La Gloria del Calvario

La Gloria del Calvario

La transfiguración del Señor, como su nombre lo indica, fue la manifestación visible de la divinidad y de la gloria de Jesucristo en el Tabor —nombre que en hebreo quiere decir “el abrazo de Dios”—, de manera que los tres Apóstoles para ello escogidos por el propio Cristo, quedasen por así decir marcados por la visión de la divinidad y no se “escandalizasen” pocos días después cuando se iniciaba su Pasión, al verlo “transfigurado” por el dolor en el Huerto de los Olivos…

Pedro, Juan y Santiago fueron los testigos del prodigio y pudieron escuchar la conversación entablada por Nuestro Señor con Moisés y Elías, sobre el papel del Mesías sufridor y ¡cómo era necesaria su Pasión y su muerte de cruz en la obra salvadora!, pues “la Pasión de Jesús es la voluntad por excelencia del Padre”, según nos enseña el Catecismo.

En este episodio magnífico quedan, pues, manifiestas de modo indiscutible dos cosas en apariencia disímiles y antagónicas: la gloria y el Calvario, la Divinidad del Hijo del Hombre y su pasión afrentosa, la alegría inconmensurable y el dolor inefable…

Aquí constatamos lo que el Catecismo de la Iglesia Católica (555) nos señala: “por un instante, Jesús muestra su gloria divina, confirmando así la confesión de Pedro. Muestra también que para ‘entrar en su gloria’ (Lc 24, 26), es necesario pasar por la Cruz en Jerusalén”. Per crucem ad lucem.

Así, de forma inequívoca, advertimos una vez más cómo las vías de Dios son muy diferentes de las vías de los hombres, y cómo lo que parece locura a la razón humana, es sabiduría en la mente y los planes de Dios. Cómo toda la historia de la humanidad y toda la historia de la salvación, desde los tiempos más remotos hasta el momento grave y sublime en que la trama de la vida humana se recogerá como un pergamino para asistir al juicio de Dios, toda esta historia es una repetición constante del papel fundamental del sufrimiento, de la cruz, del holocausto, del sacrificio, del esfuerzo, del trabajo en nuestra condición terrena y material, rumbo a la gloria que se promete a la fidelidad al plan divino.

Nosotros también tenemos nuestra Cruz

No es en vano que el Apóstol proclama: “Completo en mi carne lo que falta a los sufrimientos de Cristo” (Col 1, 24).
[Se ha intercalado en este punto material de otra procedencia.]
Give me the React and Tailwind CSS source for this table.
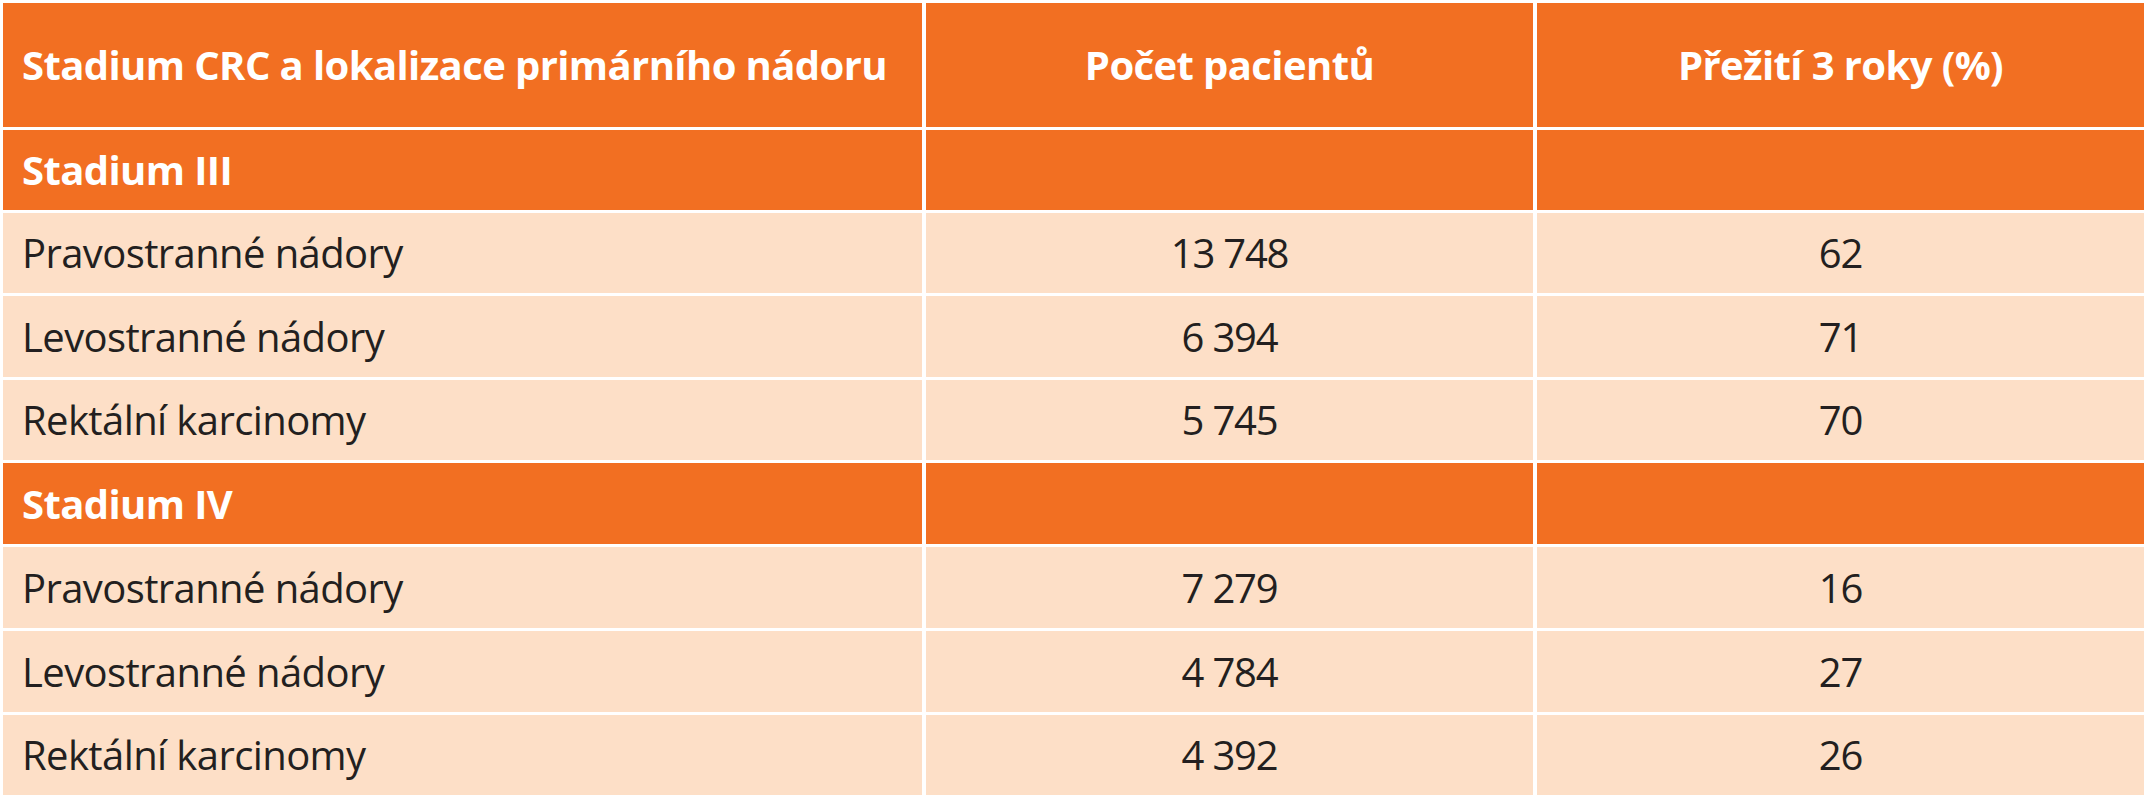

La efusión de la Sangre Divina sería inútil, si yo no completo en mi carne los sufrimientos del Redentor, según la frase arriba mencionada; y para que la Pasión del Señor me salve, es necesario que yo me asocie a ella, tomando los miembros llagados del divino crucificado, sus manos horadadas y comunicando a mi propio cuerpo, las aflicciones, las angustias, el abatimiento, la desolación y el abandono de Cristo.

Esto todo podemos y debemos hacerlo asistiendo con piedad y devoción profunda al Misterio Eucarístico, ofreciéndonos con Jesús en el mismo cáliz de su Pasión; confesando con humildad los pecados con que le hemos ofendido. Propiamente, es asumir en plenitud nuestra condición cristiana, viviendo en concordancia con ella en nuestras dificultades cotidianas; creciendo en la paciencia y conformidad con la voluntad salvífica de Dios; ejercitando en todo y a propósito de todo, a tiempo y a destiempo, la caridad cristiana con nuestros hermanos, siendo para ellos consuelo y no fardo, perdonando de corazón sus ofensas, sus miserias y sus olvidos: siendo otros “cristos” en nuestro entorno.

La Cuaresma va haciendo su curso; y en este caminar de 40 días de peregrinación, el alma cristiana debe proponerse avanzar con decisión, no como otrora marchó el pueblo de Israel rumbo a la tierra prometida; pues, aunque su objetivo era claro, su dura cerviz lo obligó a vagar por el desierto cuarenta años antes de alcanzar la meta esperada.

A ejemplo del Divino Salvador que antes de comenzar su vida pública se preparó en el desierto con 40 días de ayuno, oración y penitencia, la disposición del creyente debe ser justamente lo que la Iglesia nos propone: conversión; reconocernos como pecadores y confesar nuestras culpas, unido esto a la ferviente súplica y al espíritu de sacrificio. Tiempo de purificación e iluminación interior que refuerce nuestra fe, preparándonos así para las gracias de la Pascua.

Que María Santísima, fuerza de los débiles, nos ayude en nuestra caminada rumbo a la Pascua del Señor, alimentando en nuestros corazones la llama de la fe, de la esperanza y del amor, de modo a recibir en abundancia las gracias del Jesús resucitado.